• **PROVIDED MATERIAL**:
## begin

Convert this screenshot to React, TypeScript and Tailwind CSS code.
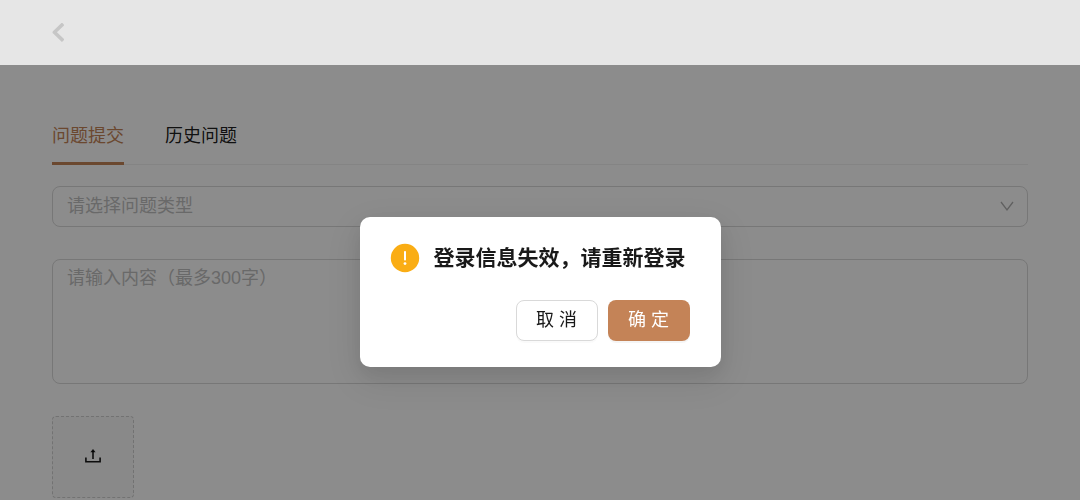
import { useState } from "react";

const tabs = ["问题提交", "历史问题"];

export default function App() {
  const [activeTab, setActiveTab] = useState(0);
  const [open, setOpen] = useState(true);

  return (
    <div className="min-h-screen bg-white text-lg text-black/90 font-['Liberation_Sans','Noto_Sans_CJK_SC',sans-serif]">
      {/* HEADER */}
      <header className="flex h-[65px] items-center bg-[#e6e6e6] px-[52px]">
        <button type="button" aria-label="返回" className="text-[#c6c6c6]">
          <svg
            className="h-5 w-3"
            viewBox="0 0 12 20"
            fill="none"
            stroke="currentColor"
            strokeWidth="3.6"
            strokeLinejoin="round"
          >
            <path d="M11.2 .8 2.4 9.2l8.8 8.6" />
          </svg>
        </button>
      </header>

      {/* MAIN */}
      <main className="px-[52px] pt-12">
        <nav className="flex gap-[41px] border-b border-[#f0f0f0]">
          {tabs.map((tab, index) => (
            <button
              key={tab}
              type="button"
              onClick={() => setActiveTab(index)}
              className={
                index === activeTab
                  ? "-mb-px h-[52px] border-b-3 border-[#c48357] pt-1 pb-2 leading-9 text-[#c48357]"
                  : "-mb-px h-[52px] border-b-3 border-transparent pt-1 pb-2 leading-9"
              }
            >
              {tab}
            </button>
          ))}
        </nav>

        <form className="flex flex-col items-start pt-[21px]">
          <div className="relative w-full">
            <select
              aria-label="问题类型"
              defaultValue=""
              className="block h-[41px] w-full appearance-none rounded-lg border border-[#d9d9d9] bg-white px-3.5 pb-0.5 text-[#bfbfbf]"
            >
              <option value="">请选择问题类型</option>
            </select>
            <svg
              className="pointer-events-none absolute top-3.5 right-3.5 h-3.5 w-3.5"
              viewBox="0 0 14 14"
              fill="none"
              stroke="#b0b0b0"
              strokeWidth="1.3"
            >
              <path d="m1 2 6 8 6-8" />
            </svg>
          </div>

          <textarea
            aria-label="内容"
            placeholder="请输入内容（最多300字）"
            className="mt-8 block h-[125px] w-full resize-none rounded-lg border border-[#d9d9d9] bg-white px-3.5 py-1 leading-7 placeholder:text-[#bfbfbf]"
          />

          <button
            type="button"
            aria-label="上传"
            className="mt-8 flex h-[82px] w-[82px] items-center justify-center rounded border border-dashed border-[#d0d0d0] bg-[#fafafa]"
          >
            <svg
              className="h-4 w-4"
              viewBox="0 0 16 16"
              fill="none"
              stroke="currentColor"
              strokeWidth="1.6"
            >
              <path d="M.9 8.6v4.2h14.2V8.6M8 10V2" />
              <path d="M5.4 3.2 8 0l2.6 3.2Z" fill="currentColor" stroke="none" />
            </svg>
          </button>
        </form>
      </main>

      {/* DIALOG */}
      {open && (
        <div className="fixed inset-x-0 top-[65px] bottom-0 flex items-start justify-center bg-black/45 pt-[152px]">
          <div
            role="dialog"
            aria-modal="true"
            aria-labelledby="dialog-title"
            className="w-[361px] rounded-[10px] bg-white pt-[25px] pr-[31px] pb-[26px] pl-[30px] shadow-[0_8px_20px_rgba(0,0,0,0.08),0_12px_36px_8px_rgba(0,0,0,0.08)]"
          >
            <div className="flex items-center gap-3.5">
              <svg
                className="h-[30px] w-[30px] shrink-0"
                viewBox="0 0 30 30"
              >
                <circle cx="15" cy="15" r="14.2" fill="#faad14" />
                <rect x="14" y="8" width="2" height="9.5" rx="0.8" fill="#fff" />
                <circle cx="15" cy="20.6" r="1.4" fill="#fff" />
              </svg>
              <h1
                id="dialog-title"
                className="text-[21px] leading-8 font-semibold whitespace-nowrap"
              >
                登录信息失效，请重新登录
              </h1>
            </div>
            <div className="mt-[26px] flex justify-end gap-2.5">
              <button
                type="button"
                onClick={() => setOpen(false)}
                className="h-[41px] w-[82px] rounded-lg border border-[#d9d9d9] bg-white pb-0.5 shadow-[0_2px_0_rgba(0,0,0,0.02)]"
              >
                取 消
              </button>
              <button
                type="button"
                onClick={() => setOpen(false)}
                className="h-[41px] w-[82px] rounded-lg bg-[#c48357] pb-0.5 text-white shadow-[0_2px_0_rgba(0,0,0,0.04)]"
              >
                确 定
              </button>
            </div>
          </div>
        </div>
      )}
    </div>
  );
}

## end

• **WHAT NEEDS TO BE DONE**: Write out again exactly the lines from the start of the data above through the line containing "const [open, setOpen] = useState(true);", inclusive, excluding any pictures.

• **SOLUTION TO THIS PROBLEM**:
Convert this screenshot to React, TypeScript and Tailwind CSS code.
import { useState } from "react";

const tabs = ["问题提交", "历史问题"];

export default function App() {
  const [activeTab, setActiveTab] = useState(0);
  const [open, setOpen] = useState(true);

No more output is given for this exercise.